In both cases, you're no longer on the hook for buying expensive hardware that will last three to six years, monitoring that hardware to make sure it doesn't go down, and managing the life cycle of that hardware. This is all hosted in the cloud now. This can save capital costs, this can save rents on floor space, electric, and temperature controls, and this can reduce labor costs if you don't need server engineers for other reasons.

In the case of cloud services, you're also no longer managing updates to the operating system and other software, or ensuring security updates are installed, because these things are all included in the service. Your vendor says, "I will give you email", for example. That's it. You get email, with no concern about what boxes are used to provide it. You do still need engineers to manage those services - someone to create new mailboxes, create mailing lists, and so on, in this example - but they're managing the house, not the foundation, so to speak.

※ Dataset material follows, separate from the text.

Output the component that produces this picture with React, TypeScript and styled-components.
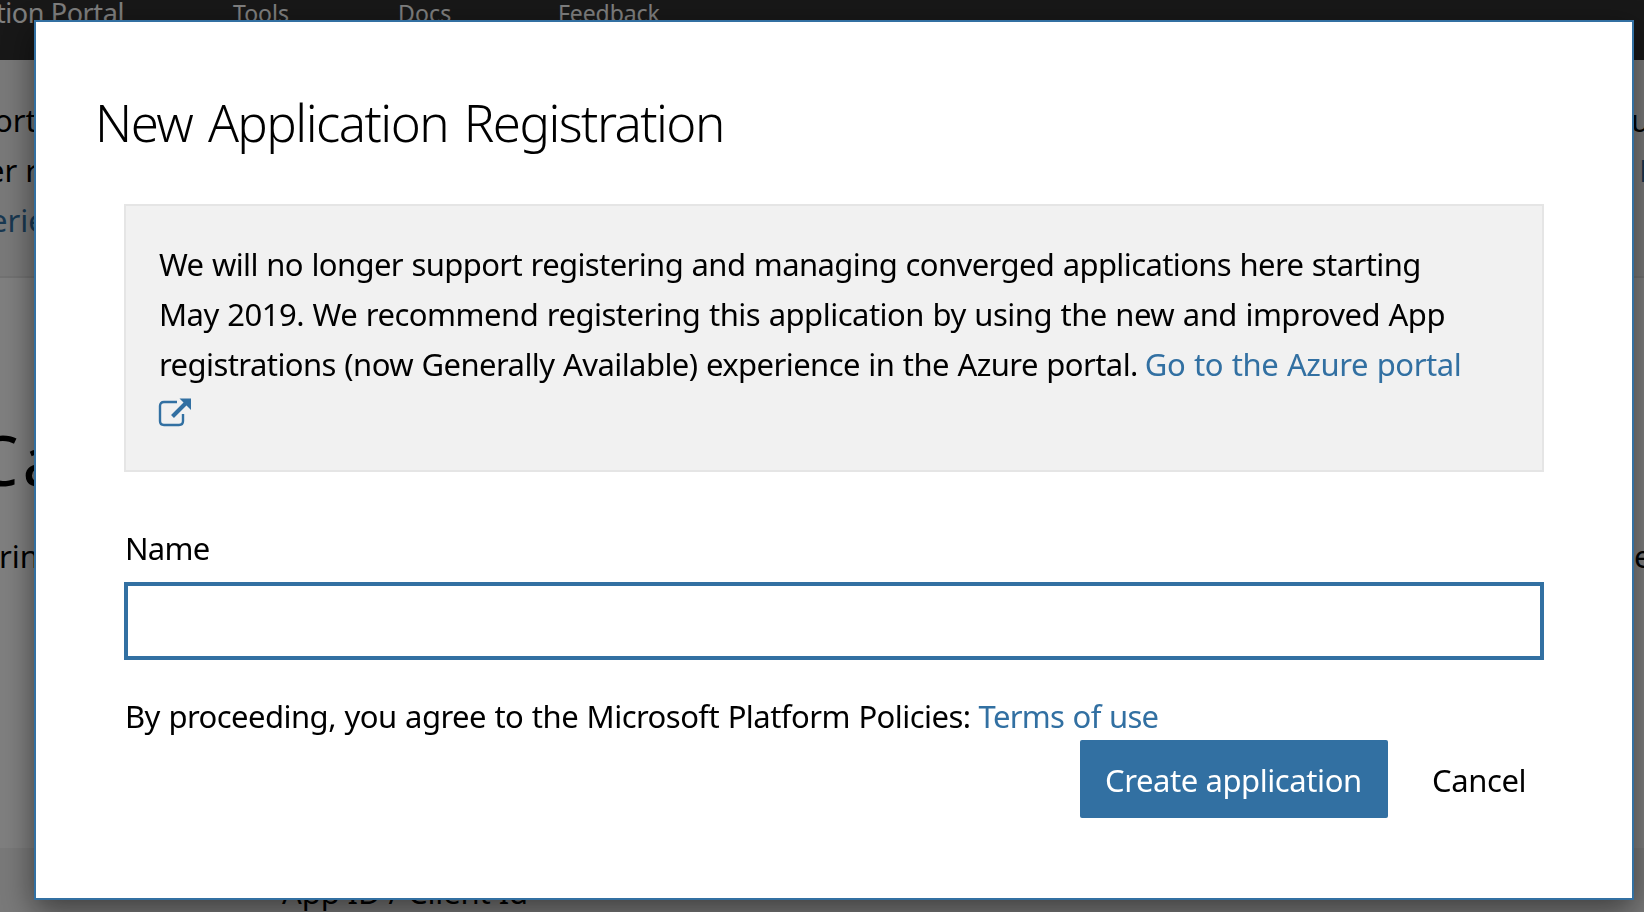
import React from 'react';
import styled, { createGlobalStyle } from 'styled-components';

const blue = '#3270a2';

const GlobalStyle = createGlobalStyle`
  * { box-sizing: border-box; }
  body {
    margin: 0;
    overflow: hidden;
    background: #fff;
    color: #000;
    font-family: "Noto Sans", "Open Sans", sans-serif;
    font-size: 31px;
    line-height: 50px;
  }
  h1, h2, p { margin: 0; }
`;

const Page = styled.div`
  display: flex;
  flex-direction: column;
  height: 912px;
  overflow: hidden;
  white-space: nowrap;
`;

const Header = styled.header`
  display: flex;
  flex: none;
  height: 60px;
  background: #303030;
  color: #fff;
  line-height: 26px;
`;

const Brand = styled.div`
  display: flex;
  justify-content: flex-end;
  width: 124px;
  font-size: 27px;
  letter-spacing: -0.4px;
`;

const Nav = styled.nav`
  display: flex;
  padding-left: 109px;
  font-size: 23px;
  line-height: 27px;
`;

const NavItem = styled.a<{ $width: number; $spacing: number }>`
  width: ${(p) => p.$width}px;
  letter-spacing: ${(p) => p.$spacing}px;
`;

const Banner = styled.section`
  flex: none;
  height: 218px;
  padding-top: 35px;
  background: #f2f2f2;
  border-bottom: 2px solid #e5e5e5;
`;

const EdgeLine = styled.div<{ $shift: number; $link?: boolean }>`
  display: flex;
  justify-content: space-between;
  margin-left: ${(p) => p.$shift}px;
  color: ${(p) => (p.$link ? blue : '#000')};
`;

const LineEnd = styled.span<{ $width: number; $link?: boolean }>`
  width: ${(p) => p.$width}px;
  color: ${(p) => (p.$link ? blue : '#000')};
`;

const Intro = styled.section`
  flex: none;
  height: 570px;
  padding-top: 136px;
`;

const IntroTitle = styled.h1`
  margin-left: -25px;
  margin-bottom: 27px;
  font-size: 69px;
  font-weight: 400;
  line-height: 90px;
  letter-spacing: 4px;
`;

const TableHead = styled.section`
  flex: 1;
  padding: 19px 0 0 282px;
  background: #f2f2f2;
  letter-spacing: -0.1px;
`;

const Backdrop = styled.div`
  position: fixed;
  inset: 0;
  padding: 20px 10px 12px 34px;
  background: rgba(0, 0, 0, 0.5);
`;

const Dialog = styled.div`
  height: 880px;
  padding: 65px 88px 0;
  background: #fff;
  border: 2px solid ${blue};
  box-shadow: 0 10px 30px rgba(0, 0, 0, 0.5);
  white-space: nowrap;
`;

const DialogTitle = styled.h2`
  margin: 0 0 47px -29px;
  font-size: 51px;
  font-weight: 300;
  line-height: 70px;
  letter-spacing: -1.55px;
  word-spacing: 4px;
`;

const Notice = styled.div`
  height: 268px;
  padding: 33px 31px 0 32px;
  background: #f1f1f1;
  border: 2px solid #e5e5e5;
`;

const Line = styled.div`
  display: flex;
  height: 50px;
  padding-left: 1px;
  white-space: pre;
  word-spacing: 1px;
`;

const Run = styled.span<{ $spacing: number }>`
  letter-spacing: ${(p) => p.$spacing}px;
`;

const Link = styled.a<{ $spacing: number; $gap: number }>`
  margin-left: ${(p) => p.$gap}px;
  color: ${blue};
  letter-spacing: ${(p) => p.$spacing}px;
`;

const LinkIcon = styled.svg`
  display: block;
  margin-top: 9px;
`;

const Label = styled.label`
  display: block;
  margin: 51px 0 9px;
  padding-left: 1px;
  letter-spacing: -0.7px;
`;

const NameInput = styled.input`
  display: block;
  width: 100%;
  height: 78px;
  padding: 0 16px;
  background: #fff;
  border: 4px solid ${blue};
  border-radius: 0;
  outline: none;
  font: inherit;
`;

const Policies = styled.div`
  display: flex;
  height: 49px;
  margin-top: 31px;
  padding-left: 1px;
  line-height: 50px;
  word-spacing: 1px;
`;

const Actions = styled.div`
  display: flex;
  justify-content: flex-end;
`;

const Button = styled.button<{ $primary?: boolean }>`
  width: ${(p) => (p.$primary ? 308 : 156)}px;
  height: 78px;
  padding: 1px 0 0 ${(p) => (p.$primary ? 25 : 44)}px;
  background: ${(p) => (p.$primary ? blue : 'transparent')};
  border: 0;
  border-radius: 2px;
  color: ${(p) => (p.$primary ? '#fff' : '#000')};
  font: inherit;
  letter-spacing: ${(p) => (p.$primary ? -0.42 : -0.4)}px;
  text-align: left;
`;

export default function App() {
  return (
    <>
      <GlobalStyle />
      <Page>
        <Header>
          <Brand>tion Portal</Brand>
          <Nav>
            <NavItem $width={165} $spacing={0}>Tools</NavItem>
            <NavItem $width={160} $spacing={0.2}>Docs</NavItem>
            <NavItem $width={120} $spacing={-0.1}>Feedback</NavItem>
          </Nav>
        </Header>
        <Banner>
          <EdgeLine $shift={-6}>ort<LineEnd $width={13}>u</LineEnd></EdgeLine>
          <EdgeLine $shift={-13}>er r<LineEnd $width={5} $link>R</LineEnd></EdgeLine>
          <EdgeLine $shift={-10} $link>erie</EdgeLine>
        </Banner>
        <Intro>
          <IntroTitle>Ca</IntroTitle>
          <EdgeLine $shift={-1}>rin<LineEnd $width={10}>e</LineEnd></EdgeLine>
        </Intro>
        <TableHead>App ID / Client Id</TableHead>
      </Page>
      <Backdrop>
        <Dialog role="dialog">
          <DialogTitle>New Application Registration</DialogTitle>
          <Notice>
            <Line><Run $spacing={-0.61}>We will no longer support registering and managing converged applications here starting</Run></Line>
            <Line><Run $spacing={-0.51}>May 2019. We recommend registering this application by using the new and improved App</Run></Line>
            <Line>
              <Run $spacing={-0.57}>registrations (now Generally Available) experience in the Azure portal.</Run>
              <Link $gap={7} $spacing={-0.42}>Go to the Azure portal</Link>
            </Line>
            <LinkIcon width="34" height="30" viewBox="0 0 34 30" fill="none">
              <path d="M19 4H6Q2 4 2 8V23Q2 27 6 27H21Q25 27 25 23V16" stroke={blue} strokeWidth="2.4" />
              <path d="M14.5 18.5L28 5" stroke={blue} strokeWidth="4" />
              <path d="M21.5 0.5H33V12Z" fill={blue} />
            </LinkIcon>
          </Notice>
          <Label htmlFor="name">Name</Label>
          <NameInput id="name" />
          <Policies>
            <Run $spacing={-0.54}>By proceeding, you agree to the Microsoft Platform Policies:</Run>
            <Link $gap={8} $spacing={-0.7}>Terms of use</Link>
          </Policies>
          <Actions>
            <Button $primary>Create application</Button>
            <Button>Cancel</Button>
          </Actions>
        </Dialog>
      </Backdrop>
    </>
  );
}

In the case of cloud infrastructure, you still need engineers to build and maintain these servers, as well as understand the cloud service itself. This is more common in businesses where significant infrastructure exists to support platforms that are not commonly offered as services. For example, a company whose primary product is an online classroom-management service, or a database used to manage mining operations across the world. 

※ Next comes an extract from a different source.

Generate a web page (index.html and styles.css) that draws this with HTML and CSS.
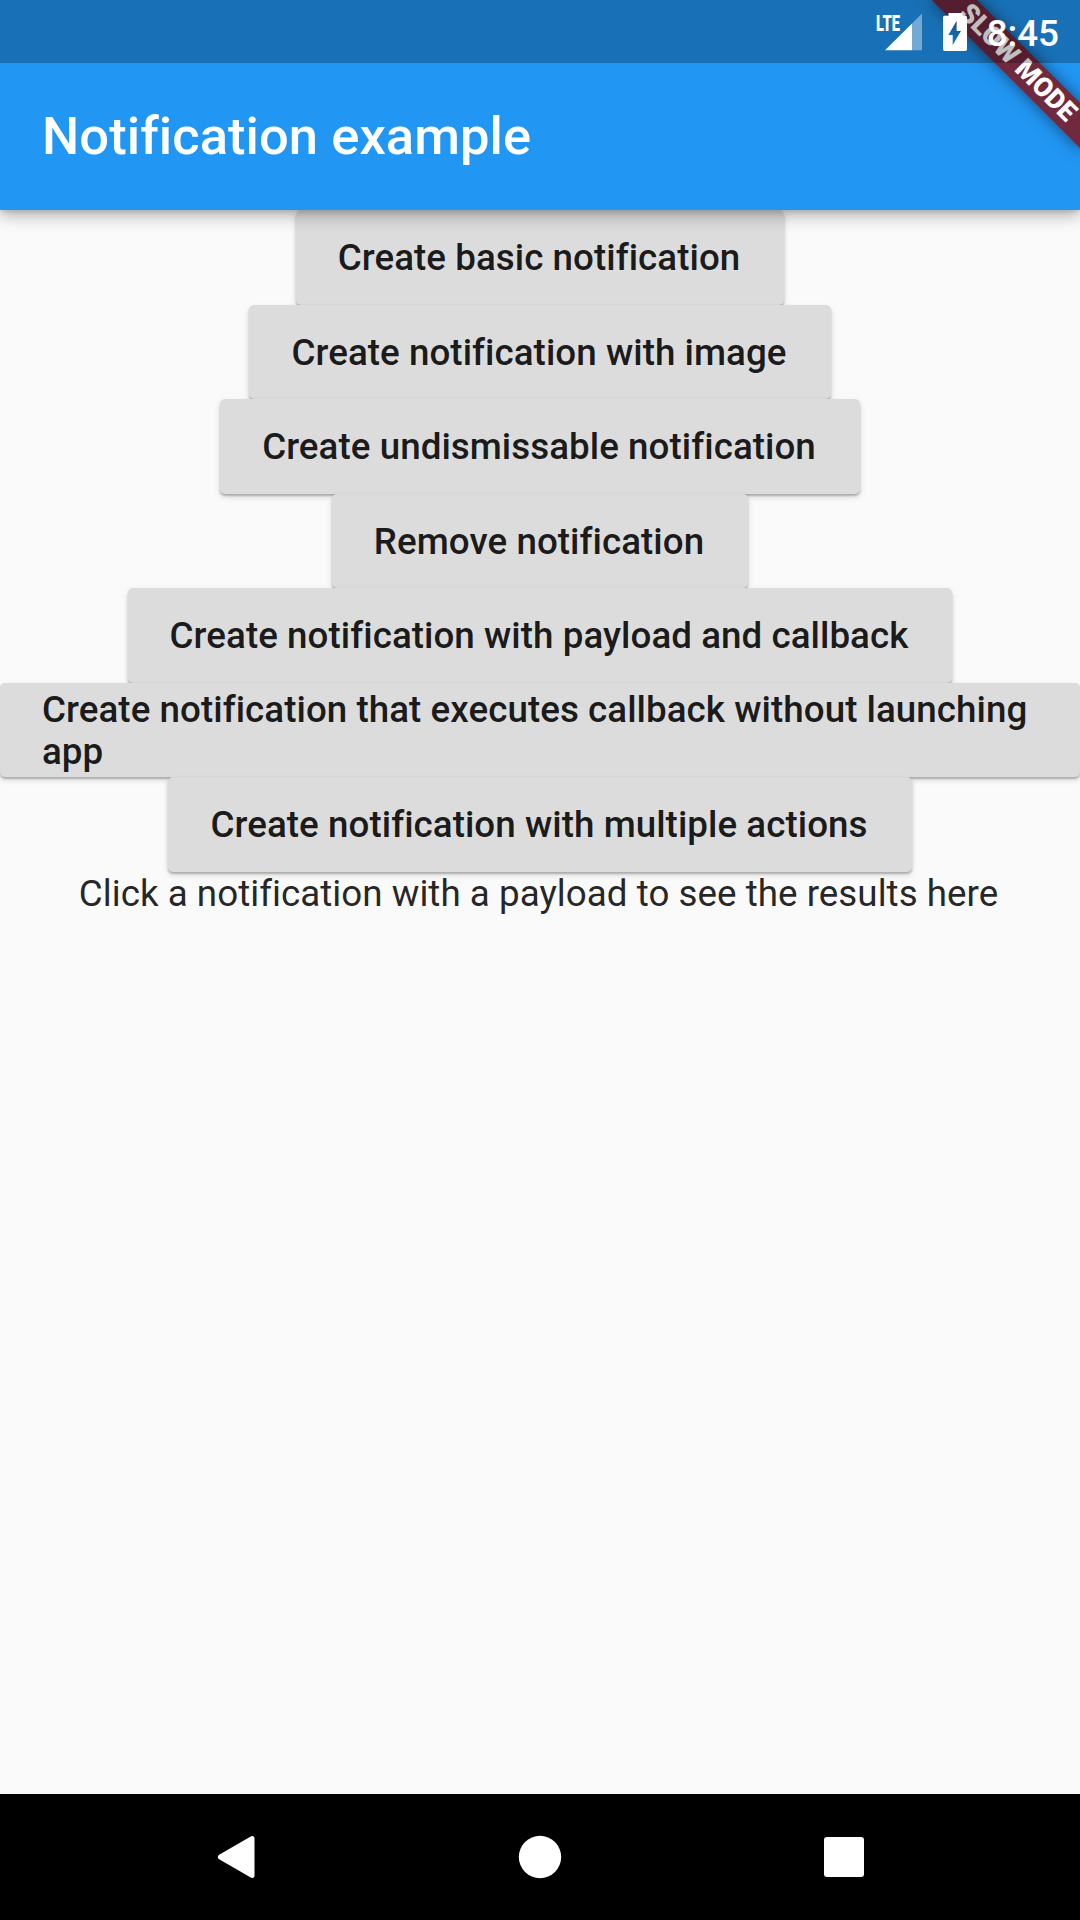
FILE: index.html
```html
<!DOCTYPE html>
<html lang="en">
<head>
<meta charset="utf-8">
<title>Notification example</title>
<link rel="stylesheet" href="styles.css">
</head>
<body>
<div class="screen">
  <header class="app-bar">
    <h1 class="title">Notification example</h1>
  </header>
  <main class="content">
    <button class="btn">Create basic notification</button>
    <button class="btn">Create notification with image</button>
    <button class="btn">Create undismissable notification</button>
    <button class="btn">Remove notification</button>
    <button class="btn">Create notification with payload and callback</button>
    <button class="btn">Create notification that executes callback without launching app</button>
    <button class="btn">Create notification with multiple actions</button>
    <p class="result">Click a notification with a payload to see the results here</p>
  </main>
  <nav class="nav-bar">
    <svg class="nav-icon back" viewBox="0 0 44 44"><path d="M6.4 22 L38 3.6 V40.4Z"/></svg>
    <svg class="nav-icon" viewBox="0 0 44 44"><circle cx="22" cy="22" r="21.2"/></svg>
    <svg class="nav-icon" viewBox="0 0 44 44"><rect x="2" y="2" width="40" height="40" rx="3"/></svg>
  </nav>
  <div class="banner">SLOW MODE</div>
  <div class="status-bar">
    <svg class="signal" viewBox="0 0 48 38">
      <path d="M11 37.3 L38 10.5 V37.3Z"/>
      <path class="faint" d="M38 10.5 L48 .6 V37.3 H38Z"/>
      <text class="lte" x="2" y="17.5" textLength="24" lengthAdjust="spacingAndGlyphs">LTE</text>
    </svg>
    <svg class="battery" viewBox="0 0 24 38">
      <path fill-rule="evenodd" d="M5.5 0 H19.5 V2.7 H22.5 Q24 2.7 24 4.5 V36.2 Q24 38 22.2 38 H1.8 Q0 38 0 36.2 V4.5 Q0 2.7 1.5 2.7 H5.5Z M13.6 8 L5.3 22 H9.7 V32 L17.9 18 H13.6Z"/>
    </svg>
    <span class="clock">8:45</span>
  </div>
</div>
</body>
</html>
```
FILE: styles.css
```css
* { box-sizing: border-box; }
body {
  margin: 0;
  font-family: Roboto, sans-serif;
  font-variant-ligatures: none;
}

.screen {
  position: relative;
  display: flex;
  flex-direction: column;
  width: 1080px;
  height: 1920px;
  overflow: hidden;
  background: #fafafa;
}

.app-bar {
  position: relative;
  z-index: 2;
  display: flex;
  align-items: center;
  height: 210px;
  padding: 63px 42px 0;
  background: #2196f3;
  box-shadow: 0 5px 16px rgba(0, 0, 0, .3), 0 2px 5px rgba(0, 0, 0, .12);
}
.title {
  margin: 0;
  color: #fff;
  font-size: 52.5px;
  font-weight: 500;
  line-height: 61px;
  letter-spacing: .06px;
}

.content {
  position: relative;
  z-index: 1;
  flex: 1;
  display: flex;
  flex-direction: column;
  align-items: center;
}
.btn {
  position: relative;
  height: 94.5px;
  max-width: 100%;
  padding: 2px 44px 0 42px;
  border: 0;
  border-radius: 5px;
  background: #dcdcdc;
  box-shadow: 0 2px 2px rgba(0, 0, 0, .22), 0 3px 6px rgba(0, 0, 0, .14);
  color: rgba(0, 0, 0, .89);
  font: 500 36.75px/42px Roboto, sans-serif;
  font-variant-ligatures: none;
  letter-spacing: .05px;
  text-align: left;
}
.result {
  position: relative;
  margin: 0;
  padding-right: 3px;
  color: rgba(0, 0, 0, .87);
  font-size: 36.75px;
  letter-spacing: .03px;
}

.nav-bar {
  position: relative;
  z-index: 2;
  display: flex;
  align-items: center;
  justify-content: center;
  gap: 260px;
  height: 126px;
  background: #000;
}
.nav-icon { width: 44px; height: 44px; fill: #fff; }
.back { stroke: #fff; stroke-width: 5; stroke-linejoin: round; }

/* diagonal ribbon across the top-right corner */
.banner {
  position: absolute;
  z-index: 3;
  top: 72.5px;
  left: 975px;
  width: 210px;
  height: 31.5px;
  background: rgba(127, 22, 32, .85);
  box-shadow: 0 0 16px rgba(0, 0, 0, .5);
  color: #fff;
  font-size: 26.775px;
  font-weight: 900;
  line-height: 31.5px;
  text-align: center;
  white-space: nowrap;
  transform: rotate(45deg);
  transform-origin: 105px -72.5px;
}

.status-bar {
  position: absolute;
  z-index: 4;
  top: 0;
  left: 0;
  right: 0;
  display: flex;
  align-items: center;
  justify-content: flex-end;
  height: 63px;
  padding-right: 21px;
  background: rgba(0, 0, 0, .25);
  color: #fff;
}
.signal { width: 48px; height: 38px; fill: #fff; margin-right: 21px; overflow: visible; }
.faint { opacity: .4; }
.lte { font: 900 22.5px Roboto, sans-serif; }
.battery { width: 24px; height: 38px; fill: #fff; margin-right: 20px; }
.clock { font-size: 36.75px; font-weight: 500; line-height: 60px; padding-top: 4px; }
```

What about privacy? With the growth of the cloud, as well as the globalization of business and commerce, privacy protection has become a concern - not just for citizens but for companies as well. Where is my data, is the common refrain. I'll write about that in more detail later. For now I'll just say, it's a valid concern and should be brought up in discussions with cloud vendors.

Hopefully this simple distinction will serve to clarify discussions with vendors, and also between engineering leads and business managers. Moving to the cloud offers significant savings in operations and capital. Knowing what kind of cloud you need, and which you're moving to, helps to understand those savings in the first place.

Sunday, February 7, 2016

Dark Data

One of the challenges I've come across with several customers lately is that of dark data, that is, data in the environment about which little is known. This can be content with no owner, content that is no longer required, content with an unknown purpose. It's kind of like the big dark attic in a house you've lived in for many years: boxes and boxes of stuff that may or may not be important one day.

This problem usually presents itself in one of two ways: either a company is going to migrate content from one environment to another and realizes there is a lot of "cruft" to move, or a company is seeking to make an environment more efficient by reducing, by various means, the amount of content in the environment. Dark data can be files on file systems, in collaboration platforms such as Sharepoint, or on endpoints such as PCs or mobile devices.

Dark data consumes storage and processing resources that can inflate IT costs.

There are basically two ways to address dark data: reactively and proactively. A reactive approach fixes the problem, while a proactive one prevents it.

Reactively, IT can use a discovery tool to find data of questionable utility. When was the last time it was accessed? When was it created? Is there a valid owner of this content? What kind of content is this - tax documents, or research, or is it just memos about where to order pens and paper from? The IT team can communicate this information to business managers to say, "hey, here's how we're going to find stuff that isn't needed, and then take it offline."

If there is no discovery tool, then IT has to rely on the information available about the content. Even a simple file system has file creation and last modification metadata. In some cases IT may try to figure out who it belongs to based on file name or nearby content, but without a proper discovery tool, IT can only take stabs in the dark.

The proactive approach is to adopt a content life cycle policy, then communicate it and enforce it. Content has to have a valid owner, and there must be a process for electing one in the case one isn't known. Content is not expected to be immortal: project files can be archived and taken offline once a project is complete, forms go out of date and are replaced with new forms, and employees (and their content) come and go.

Certain content types have specific requirements. Financial and legal documents may be required to be kept for years at a time - and once no longer required there may be a requirement to destroy them. Often, a business unit may be unsure of how long it needs content - no one knows what it might be used for, but no one wants to be responsible for throwing it away. This is how attics gets stuffed with three different Christmas trees - it's the role of IT to offer a method for keeping things that are important without consuming unnecessary resources.

Dark data is a problem everyone has but few address. Cleaning it up, followed by measures to prevent its recurrence, are low-cost "easy wins" requiring just a little planning.